### Exercise materials

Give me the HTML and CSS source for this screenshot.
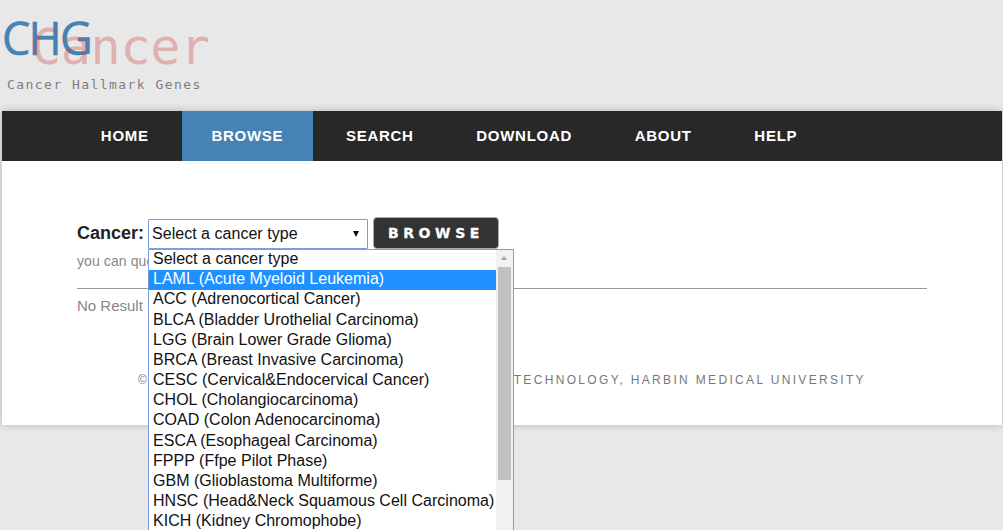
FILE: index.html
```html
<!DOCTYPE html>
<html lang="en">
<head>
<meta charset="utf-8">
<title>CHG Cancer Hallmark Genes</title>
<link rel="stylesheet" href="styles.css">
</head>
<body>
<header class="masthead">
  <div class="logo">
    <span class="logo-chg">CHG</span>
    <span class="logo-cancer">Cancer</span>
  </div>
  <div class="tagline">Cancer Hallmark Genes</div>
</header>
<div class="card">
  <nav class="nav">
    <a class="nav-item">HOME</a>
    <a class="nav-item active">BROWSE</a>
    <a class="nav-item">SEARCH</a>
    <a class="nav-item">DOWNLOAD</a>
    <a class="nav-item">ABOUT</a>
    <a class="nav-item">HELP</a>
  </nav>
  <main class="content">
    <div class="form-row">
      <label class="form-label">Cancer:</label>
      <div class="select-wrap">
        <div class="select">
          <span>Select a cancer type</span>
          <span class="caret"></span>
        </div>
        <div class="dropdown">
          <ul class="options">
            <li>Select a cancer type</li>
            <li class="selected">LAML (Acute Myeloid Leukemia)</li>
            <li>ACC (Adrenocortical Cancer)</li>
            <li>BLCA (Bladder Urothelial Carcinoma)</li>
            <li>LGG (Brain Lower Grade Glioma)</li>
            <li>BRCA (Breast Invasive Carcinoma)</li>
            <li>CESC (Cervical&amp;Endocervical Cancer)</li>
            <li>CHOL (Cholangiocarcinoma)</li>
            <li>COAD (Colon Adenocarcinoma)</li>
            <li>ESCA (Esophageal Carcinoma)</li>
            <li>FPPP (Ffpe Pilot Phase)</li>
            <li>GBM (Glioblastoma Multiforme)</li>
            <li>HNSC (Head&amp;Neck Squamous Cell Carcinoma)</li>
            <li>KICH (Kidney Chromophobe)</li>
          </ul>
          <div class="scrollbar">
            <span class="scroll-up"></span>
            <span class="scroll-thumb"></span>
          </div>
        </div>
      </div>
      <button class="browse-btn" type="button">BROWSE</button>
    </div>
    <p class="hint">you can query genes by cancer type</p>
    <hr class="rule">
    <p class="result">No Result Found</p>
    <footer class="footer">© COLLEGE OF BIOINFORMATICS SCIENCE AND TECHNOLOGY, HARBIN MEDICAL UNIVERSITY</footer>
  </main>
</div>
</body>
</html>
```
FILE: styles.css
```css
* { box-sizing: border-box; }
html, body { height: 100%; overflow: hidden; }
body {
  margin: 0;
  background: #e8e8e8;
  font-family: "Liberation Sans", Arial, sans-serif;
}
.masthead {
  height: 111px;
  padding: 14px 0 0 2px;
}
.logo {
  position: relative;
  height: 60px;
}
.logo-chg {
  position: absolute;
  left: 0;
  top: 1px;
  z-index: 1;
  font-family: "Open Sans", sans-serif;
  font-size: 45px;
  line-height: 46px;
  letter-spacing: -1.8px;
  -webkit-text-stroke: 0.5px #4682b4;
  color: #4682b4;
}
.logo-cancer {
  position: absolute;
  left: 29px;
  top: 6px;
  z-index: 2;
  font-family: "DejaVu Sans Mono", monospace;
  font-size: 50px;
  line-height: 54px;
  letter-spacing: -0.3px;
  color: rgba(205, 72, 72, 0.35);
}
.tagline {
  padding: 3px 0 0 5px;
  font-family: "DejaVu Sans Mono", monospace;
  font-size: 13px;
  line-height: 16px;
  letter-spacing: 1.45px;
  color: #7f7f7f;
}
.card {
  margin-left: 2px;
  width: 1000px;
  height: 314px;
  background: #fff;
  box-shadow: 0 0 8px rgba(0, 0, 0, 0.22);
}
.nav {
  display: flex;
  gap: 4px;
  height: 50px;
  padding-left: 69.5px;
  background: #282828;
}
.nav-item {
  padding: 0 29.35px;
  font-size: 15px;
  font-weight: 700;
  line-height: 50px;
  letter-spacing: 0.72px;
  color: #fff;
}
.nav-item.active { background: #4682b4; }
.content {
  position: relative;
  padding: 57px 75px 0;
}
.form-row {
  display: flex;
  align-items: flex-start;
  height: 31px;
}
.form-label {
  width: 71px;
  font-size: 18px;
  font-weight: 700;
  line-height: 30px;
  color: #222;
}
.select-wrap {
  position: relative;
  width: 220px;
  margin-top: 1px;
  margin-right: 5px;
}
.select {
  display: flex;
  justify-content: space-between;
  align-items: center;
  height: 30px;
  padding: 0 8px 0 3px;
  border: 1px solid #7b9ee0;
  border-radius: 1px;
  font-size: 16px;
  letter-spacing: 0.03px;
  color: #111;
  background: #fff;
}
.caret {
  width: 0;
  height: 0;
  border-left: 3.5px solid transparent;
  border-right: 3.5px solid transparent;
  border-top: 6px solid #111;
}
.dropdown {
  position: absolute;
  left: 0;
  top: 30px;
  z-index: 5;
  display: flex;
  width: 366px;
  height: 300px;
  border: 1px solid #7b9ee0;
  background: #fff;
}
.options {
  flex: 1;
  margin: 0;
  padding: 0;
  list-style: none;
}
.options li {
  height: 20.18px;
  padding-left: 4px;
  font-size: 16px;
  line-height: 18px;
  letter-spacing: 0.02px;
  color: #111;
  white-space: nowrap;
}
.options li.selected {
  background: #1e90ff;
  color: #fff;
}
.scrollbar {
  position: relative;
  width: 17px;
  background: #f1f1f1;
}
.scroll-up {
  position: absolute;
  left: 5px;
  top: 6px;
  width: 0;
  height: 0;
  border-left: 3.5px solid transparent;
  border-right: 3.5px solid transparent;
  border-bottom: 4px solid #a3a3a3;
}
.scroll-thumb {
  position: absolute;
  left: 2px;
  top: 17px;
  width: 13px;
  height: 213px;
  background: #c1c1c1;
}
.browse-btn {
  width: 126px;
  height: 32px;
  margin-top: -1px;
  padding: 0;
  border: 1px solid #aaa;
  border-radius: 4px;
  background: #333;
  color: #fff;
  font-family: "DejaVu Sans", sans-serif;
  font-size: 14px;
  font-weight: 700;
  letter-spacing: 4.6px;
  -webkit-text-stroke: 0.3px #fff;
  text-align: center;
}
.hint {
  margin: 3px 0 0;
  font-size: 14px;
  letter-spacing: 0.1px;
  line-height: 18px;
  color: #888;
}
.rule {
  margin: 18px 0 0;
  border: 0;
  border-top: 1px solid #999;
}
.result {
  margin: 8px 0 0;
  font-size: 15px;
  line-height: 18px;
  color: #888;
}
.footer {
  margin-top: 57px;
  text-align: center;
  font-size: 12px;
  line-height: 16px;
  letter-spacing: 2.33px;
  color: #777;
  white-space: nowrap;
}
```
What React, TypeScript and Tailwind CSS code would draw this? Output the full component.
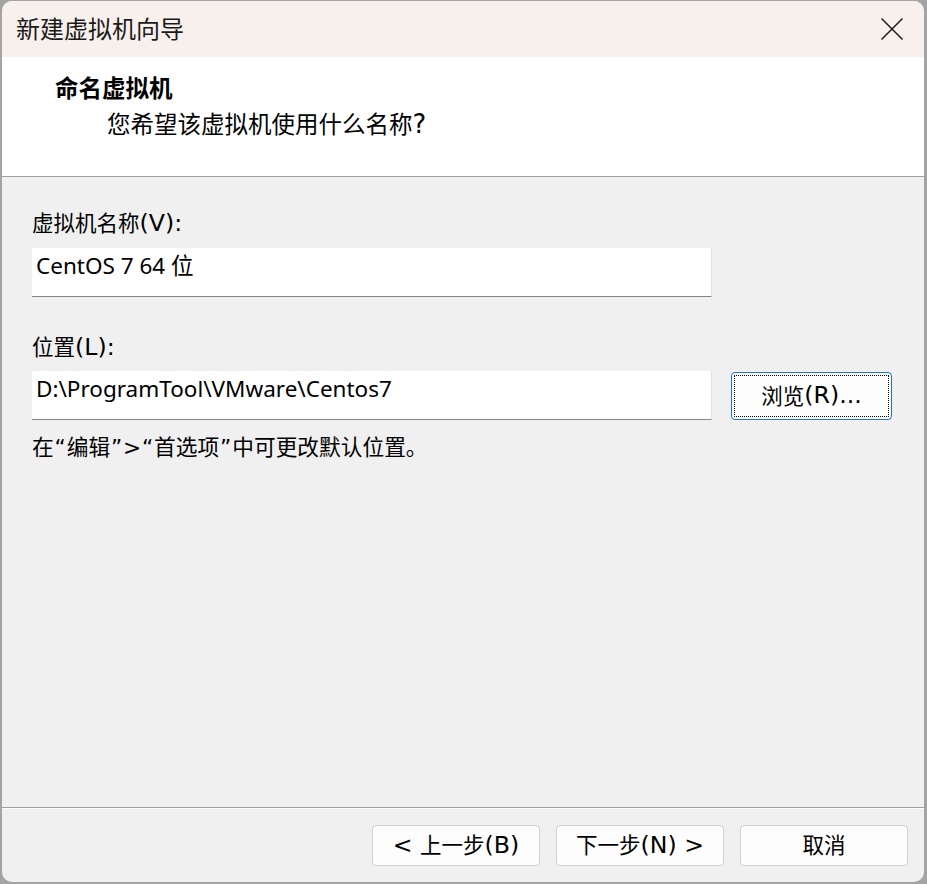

######

# Task
Without the images, write out each line of the data verbatim.

# The reply
Give me the HTML and CSS source for this screenshot.
FILE: index.html
```html
<!DOCTYPE html>
<html lang="en">
<head>
<meta charset="utf-8">
<title>CHG Cancer Hallmark Genes</title>
<link rel="stylesheet" href="styles.css">
</head>
<body>
<header class="masthead">
  <div class="logo">
    <span class="logo-chg">CHG</span>
    <span class="logo-cancer">Cancer</span>
  </div>
  <div class="tagline">Cancer Hallmark Genes</div>
</header>
<div class="card">
  <nav class="nav">
    <a class="nav-item">HOME</a>
    <a class="nav-item active">BROWSE</a>
    <a class="nav-item">SEARCH</a>
    <a class="nav-item">DOWNLOAD</a>
    <a class="nav-item">ABOUT</a>
    <a class="nav-item">HELP</a>
  </nav>
  <main class="content">
    <div class="form-row">
      <label class="form-label">Cancer:</label>
      <div class="select-wrap">
        <div class="select">
          <span>Select a cancer type</span>
          <span class="caret"></span>
        </div>
        <div class="dropdown">
          <ul class="options">
            <li>Select a cancer type</li>
            <li class="selected">LAML (Acute Myeloid Leukemia)</li>
            <li>ACC (Adrenocortical Cancer)</li>
            <li>BLCA (Bladder Urothelial Carcinoma)</li>
            <li>LGG (Brain Lower Grade Glioma)</li>
            <li>BRCA (Breast Invasive Carcinoma)</li>
            <li>CESC (Cervical&amp;Endocervical Cancer)</li>
            <li>CHOL (Cholangiocarcinoma)</li>
            <li>COAD (Colon Adenocarcinoma)</li>
            <li>ESCA (Esophageal Carcinoma)</li>
            <li>FPPP (Ffpe Pilot Phase)</li>
            <li>GBM (Glioblastoma Multiforme)</li>
            <li>HNSC (Head&amp;Neck Squamous Cell Carcinoma)</li>
            <li>KICH (Kidney Chromophobe)</li>
          </ul>
          <div class="scrollbar">
            <span class="scroll-up"></span>
            <span class="scroll-thumb"></span>
          </div>
        </div>
      </div>
      <button class="browse-btn" type="button">BROWSE</button>
    </div>
    <p class="hint">you can query genes by cancer type</p>
    <hr class="rule">
    <p class="result">No Result Found</p>
    <footer class="footer">© COLLEGE OF BIOINFORMATICS SCIENCE AND TECHNOLOGY, HARBIN MEDICAL UNIVERSITY</footer>
  </main>
</div>
</body>
</html>
```
FILE: styles.css
```css
* { box-sizing: border-box; }
html, body { height: 100%; overflow: hidden; }
body {
  margin: 0;
  background: #e8e8e8;
  font-family: "Liberation Sans", Arial, sans-serif;
}
.masthead {
  height: 111px;
  padding: 14px 0 0 2px;
}
.logo {
  position: relative;
  height: 60px;
}
.logo-chg {
  position: absolute;
  left: 0;
  top: 1px;
  z-index: 1;
  font-family: "Open Sans", sans-serif;
  font-size: 45px;
  line-height: 46px;
  letter-spacing: -1.8px;
  -webkit-text-stroke: 0.5px #4682b4;
  color: #4682b4;
}
.logo-cancer {
  position: absolute;
  left: 29px;
  top: 6px;
  z-index: 2;
  font-family: "DejaVu Sans Mono", monospace;
  font-size: 50px;
  line-height: 54px;
  letter-spacing: -0.3px;
  color: rgba(205, 72, 72, 0.35);
}
.tagline {
  padding: 3px 0 0 5px;
  font-family: "DejaVu Sans Mono", monospace;
  font-size: 13px;
  line-height: 16px;
  letter-spacing: 1.45px;
  color: #7f7f7f;
}
.card {
  margin-left: 2px;
  width: 1000px;
  height: 314px;
  background: #fff;
  box-shadow: 0 0 8px rgba(0, 0, 0, 0.22);
}
.nav {
  display: flex;
  gap: 4px;
  height: 50px;
  padding-left: 69.5px;
  background: #282828;
}
.nav-item {
  padding: 0 29.35px;
  font-size: 15px;
  font-weight: 700;
  line-height: 50px;
  letter-spacing: 0.72px;
  color: #fff;
}
.nav-item.active { background: #4682b4; }
.content {
  position: relative;
  padding: 57px 75px 0;
}
.form-row {
  display: flex;
  align-items: flex-start;
  height: 31px;
}
.form-label {
  width: 71px;
  font-size: 18px;
  font-weight: 700;
  line-height: 30px;
  color: #222;
}
.select-wrap {
  position: relative;
  width: 220px;
  margin-top: 1px;
  margin-right: 5px;
}
.select {
  display: flex;
  justify-content: space-between;
  align-items: center;
  height: 30px;
  padding: 0 8px 0 3px;
  border: 1px solid #7b9ee0;
  border-radius: 1px;
  font-size: 16px;
  letter-spacing: 0.03px;
  color: #111;
  background: #fff;
}
.caret {
  width: 0;
  height: 0;
  border-left: 3.5px solid transparent;
  border-right: 3.5px solid transparent;
  border-top: 6px solid #111;
}
.dropdown {
  position: absolute;
  left: 0;
  top: 30px;
  z-index: 5;
  display: flex;
  width: 366px;
  height: 300px;
  border: 1px solid #7b9ee0;
  background: #fff;
}
.options {
  flex: 1;
  margin: 0;
  padding: 0;
  list-style: none;
}
.options li {
  height: 20.18px;
  padding-left: 4px;
  font-size: 16px;
  line-height: 18px;
  letter-spacing: 0.02px;
  color: #111;
  white-space: nowrap;
}
.options li.selected {
  background: #1e90ff;
  color: #fff;
}
.scrollbar {
  position: relative;
  width: 17px;
  background: #f1f1f1;
}
.scroll-up {
  position: absolute;
  left: 5px;
  top: 6px;
  width: 0;
  height: 0;
  border-left: 3.5px solid transparent;
  border-right: 3.5px solid transparent;
  border-bottom: 4px solid #a3a3a3;
}
.scroll-thumb {
  position: absolute;
  left: 2px;
  top: 17px;
  width: 13px;
  height: 213px;
  background: #c1c1c1;
}
.browse-btn {
  width: 126px;
  height: 32px;
  margin-top: -1px;
  padding: 0;
  border: 1px solid #aaa;
  border-radius: 4px;
  background: #333;
  color: #fff;
  font-family: "DejaVu Sans", sans-serif;
  font-size: 14px;
  font-weight: 700;
  letter-spacing: 4.6px;
  -webkit-text-stroke: 0.3px #fff;
  text-align: center;
}
.hint {
  margin: 3px 0 0;
  font-size: 14px;
  letter-spacing: 0.1px;
  line-height: 18px;
  color: #888;
}
.rule {
  margin: 18px 0 0;
  border: 0;
  border-top: 1px solid #999;
}
.result {
  margin: 8px 0 0;
  font-size: 15px;
  line-height: 18px;
  color: #888;
}
.footer {
  margin-top: 57px;
  text-align: center;
  font-size: 12px;
  line-height: 16px;
  letter-spacing: 2.33px;
  color: #777;
  white-space: nowrap;
}
```
What React, TypeScript and Tailwind CSS code would draw this? Output the full component.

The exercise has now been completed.